2)—Seahawks defense: Seattle has held opponents to without a touchdown in two games this year, and to only one in another one. They are tied for the league lead in fewest points allowed (14.0 ppg), rank sixth in yards allowed (310.2), and also rank tied for third in sacks (20). Their defense is big, physical, and athletic. Defensive line, linebackers, and secondary; Seattle has it all, defensively.

3)—Jimmy Graham: The Saints have had less than stellar play at linebacker and safety in recent years, and opposing tight ends have torched them at times because of it. Graham is a good one, and could be a match-up problem for the Saints, especially if he's motivated in his return to New Orleans. He may not be the receiving threat he was with the Saints, but Graham is still productive, with 27 catches for 408 yards and one touchdown. Anytime the opposition has a quality tight end, and the Seahawks do, you should be concerned if you’re a Saints fan.

4)—Michael Bennett: Seattle's 8th year defensive end is a match-up nightmare, for any team. He can also line-up at defensive tackle, or any other spot on the defensive front, and is almost impossible to prepare for.

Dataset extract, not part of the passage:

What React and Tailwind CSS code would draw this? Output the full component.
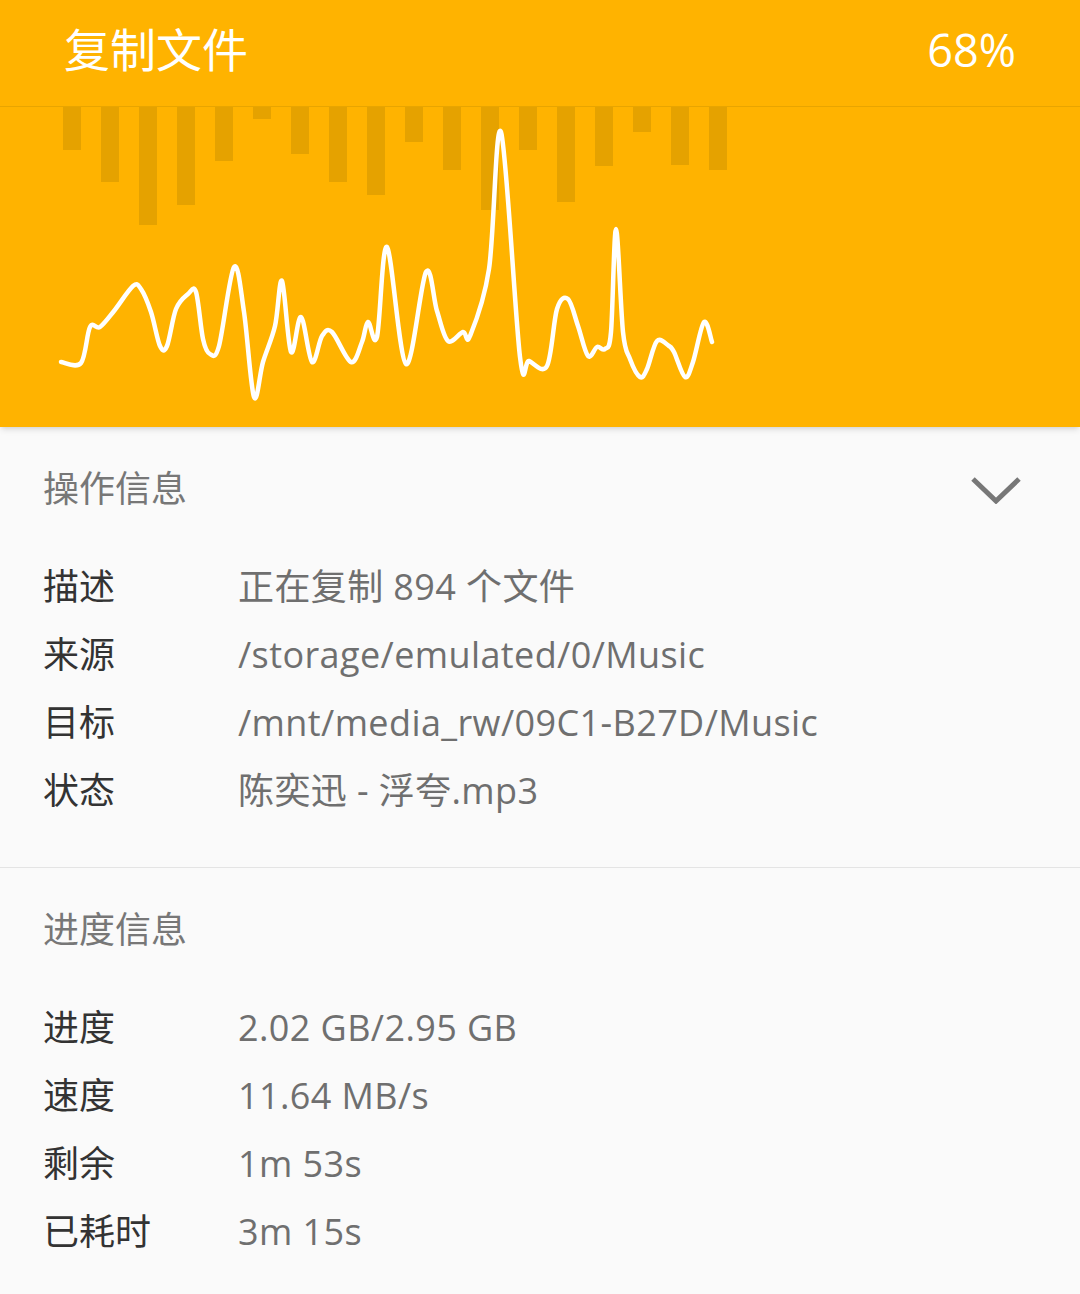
const BARS = [151, 183, 226, 206, 162, 120, 155, 183, 196, 143, 171, 211, 151, 203, 167, 133, 166, 171]

const WAVE = [
  [61, 363], [81, 364], [90, 328], [100, 328], [114, 312], [133, 287], [141, 290], [151, 313],
  [160, 347], [167, 347], [176, 310], [188, 295], [196, 293], [203, 340], [210, 355], [219, 347],
  [234, 268], [244, 313], [254, 398], [263, 363], [275, 327], [282, 282], [291, 353], [301, 318],
  [312, 363], [322, 337], [332, 333], [351, 363], [362, 343], [368, 323], [377, 338], [387, 248],
  [406, 365], [426, 273], [437, 312], [448, 342], [463, 333], [470, 337], [489, 270], [501, 133],
  [520, 358], [529, 362], [547, 367], [557, 310], [568, 300], [578, 327], [588, 357], [597, 348],
  [605, 350], [611, 333], [616, 230], [623, 333], [630, 360], [640, 378], [647, 370], [657, 342],
  [669, 347], [674, 353], [685, 378], [693, 363], [704, 323], [712, 343],
]

// catmull-rom -> cubic bezier
function smoothPath(pts) {
  let d = `M${pts[0][0]},${pts[0][1]}`
  for (let i = 0; i < pts.length - 1; i++) {
    const p0 = pts[i - 1] || pts[i]
    const p1 = pts[i]
    const p2 = pts[i + 1]
    const p3 = pts[i + 2] || p2
    const c1x = p1[0] + (p2[0] - p0[0]) / 6
    const c1y = p1[1] + (p2[1] - p0[1]) / 6
    const c2x = p2[0] - (p3[0] - p1[0]) / 6
    const c2y = p2[1] - (p3[1] - p1[1]) / 6
    d += ` C${c1x.toFixed(1)},${c1y.toFixed(1)} ${c2x.toFixed(1)},${c2y.toFixed(1)} ${p2[0]},${p2[1]}`
  }
  return d
}

const OP_ROWS = [
  ['描述', '正在复制 894 个文件'],
  ['来源', '/storage/emulated/0/Music'],
  ['目标', '/mnt/media_rw/09C1-B27D/Music'],
  ['状态', '陈奕迅 - 浮夸.mp3'],
]

const PROGRESS_ROWS = [
  ['进度', '2.02 GB/2.95 GB'],
  ['速度', '11.64 MB/s'],
  ['剩余', '1m 53s'],
  ['已耗时', '3m 15s'],
]

const FONT = { fontFamily: '"Open Sans", "Noto Sans CJK SC", sans-serif' }

function InfoRow({ label, value }) {
  return (
    <div className="flex items-center h-[68px] px-[43px] text-[36px] leading-none">
      <span className="w-[195px] shrink-0 text-[#333333]">{label}</span>
      <span className="text-[#6f6f6f] whitespace-nowrap tracking-[0.4px]">{value}</span>
    </div>
  )
}

export default function App() {
  return (
    <div className="w-[1080px] h-[1294px] bg-[#fafafa] overflow-hidden" style={FONT}>
      <div className="relative z-10 bg-[#ffb300] shadow-md">
        <div className="flex items-center justify-between h-[107px] px-[64px] pb-[8px] border-b border-[#e8a500] text-white">
          <span className="text-[46px] leading-none">复制文件</span>
          <span className="text-[45px] leading-none">68%</span>
        </div>
        <svg width="1080" height="320" viewBox="0 108 1080 320" className="block">
          {BARS.map((b, i) => (
            <rect key={i} x={63 + i * 38} y={108} width={18} height={b - 108} fill="#e5a200" />
          ))}
          <path
            d={smoothPath(WAVE)}
            fill="none"
            stroke="#ffffff"
            strokeWidth="4.5"
            strokeLinejoin="round"
            strokeLinecap="round"
          />
        </svg>
      </div>

      <div className="pt-[30px] pb-[42px] border-b border-[#e4e4e4]">
        <div className="flex items-center justify-between h-16 pl-[43px] pr-[58px]">
          <span className="text-[36px] leading-none text-[#777777]">操作信息</span>
          <svg width="52" height="30" viewBox="0 0 52 30">
            <polyline points="3,5 26,27 49,5" fill="none" stroke="#777777" strokeWidth="5" />
          </svg>
        </div>
        <div className="mt-8">
          {OP_ROWS.map(([l, v]) => (
            <InfoRow key={l} label={l} value={v} />
          ))}
        </div>
      </div>

      <div className="pt-[30px]">
        <div className="flex items-center h-16 px-[43px]">
          <span className="text-[36px] leading-none text-[#777777]">进度信息</span>
        </div>
        <div className="mt-8">
          {PROGRESS_ROWS.map(([l, v]) => (
            <InfoRow key={l} label={l} value={v} />
          ))}
        </div>
      </div>
    </div>
  )
}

After an outstanding 10-sack season last year, Bennett is having another fine campaign this year. The Avondale, La. native could be the difference between the Saints being 3-4 or 2-5 after Sunday. He's every bit as good as the hype.

5)—Seahawks have had Saints' number: The two teams have met three times since 2011, with Seattle winning all three, outscoring New Orleans, 98-58. In fairness however, all of those games were played in Seattle.